Plan B entailed Paramount—led by David Ellison, his father Larry Ellison, co-founder of Oracle, and Gerry Cardinale of RedBird Capital—mounting a hostile bid to persuade WBD shareholders to accept their all-cash offer and exit the deal.
So far unsuccessful, which is why next came “Plan C” as first reported by The Post, or their “Defcon 1” strategy of possibly suing WBD to show WBD skewing the bidding process to an allegedly inferior Netflix bid because of the friendship between CEO Ted Sarandos and Zas.
No one likes litigation, and that’s why we now have “Plan D,” which I am told is simply playing the long game, remaining in the background saying, “I told ya so,” when the numbers behind the Netflix deal begin to evaporate and the reality sets in that Netflix faces a long, tough road at best for approval from the Trump administration.
Plus, and here’s the kicker: Netflix’s entire business model might come under scrutiny if it goes through with this deal.
Consider: The Ellisons and Cardinale are arguing that the value of the stock portion of the Netflix deal keeps losing value and may never recover.
From its one year high in June, Netflix has lost $160 billion in market cap as the bidding war dragged on. Investors are obviously a little concerned about Sarandos and founder Reed Hastings buying something they don’t really need and might not be able to afford given the $60 billion of debt involved in their offer.

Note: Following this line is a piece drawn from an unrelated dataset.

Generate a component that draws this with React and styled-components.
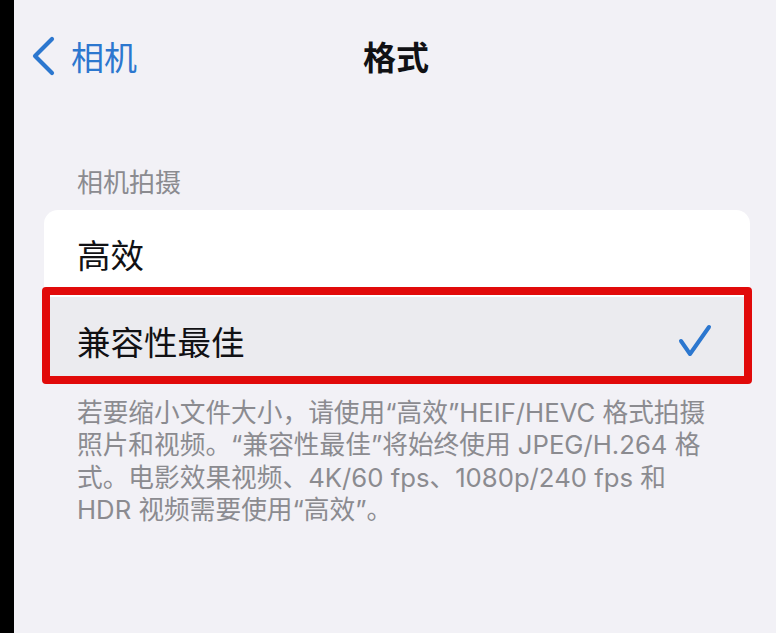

They’re also hyping worries that WBD cable spinoff will be virtually worthless as investors weigh its own huge levels of debt on top of the cord cutting that will eat away at viewership.
The way the Paramount Skydance people put it, WBD has placed so much debt on the balance sheet of its cable spinoff ($15 billion) they could barely (if lucky) hand investors $1 a share on top of the $27.75
Meanwhile, if WBD and Netflix take some of that debt off the cable properties and hand it to the studio and streaming units that Netflix is buying, well, that would wreak havoc on the metrics of its $27.75 cash-stock offer.
But wait, there’s more
Yes, it’s all very complicated, which is why Mario Gabelli, the famed value investor and WBD shareholder, told me Netflix’s deal needs to be simplified because “cash is king,” which is also why he likes what the Ellisons and RedBird bring to the table.
Then comes the regulatory morass, which was recently made even clearer following a conversation I had with a senior Trump administration official.
Netflix and WBD would be combining the No. 1 and No. 3 streaming services, as we all know.
It faces scrutiny from the Trump administration and likely a lawsuit to stop it.
It’s a long, expensive and uncertain process where the value of the asset and shareholders’ payout could wither.
But consider what this might mean for Netflix: not just the deal being throttled, but its entire business model could face a review by DOJ antitrust or any number of regulatory agencies, I am told.
As the senior Trump administration official put it, the streaming giant has long been on the radar of Trump’s various regulators for its market dominance in a business that has become a preferred choice of viewing programming for many if not most consumers.
This could push the scrutiny to a new level, along the lines of the litigation faced by Amazon or Google.
“Yeah, this deal will get reviewed, but now there is increased chatter in DC regulatory and competition officials about looking at Netflix potential monopoly status,” the regulator said.
“When you get on the DC regulatory spotlight that’s what happens.”
A Netflix press rep has never returned my telephone calls for comment and didn’t this time, either.
Of course, from what I understand, WBD really wants a “Plan E,” which would be the Ellisons and Cardinale paying more money.
It could happen, of course, because the Ellisons and RedBird have the means.
They also really want WBD as a way to build a midsized media company into a major player.
Still, the very fact that they are talking about a “Plan D,” means they might not do any more sweetening, possibly walk away and leave this deal to wolves of regulation.
That would be the worst-case scenario for shareholders.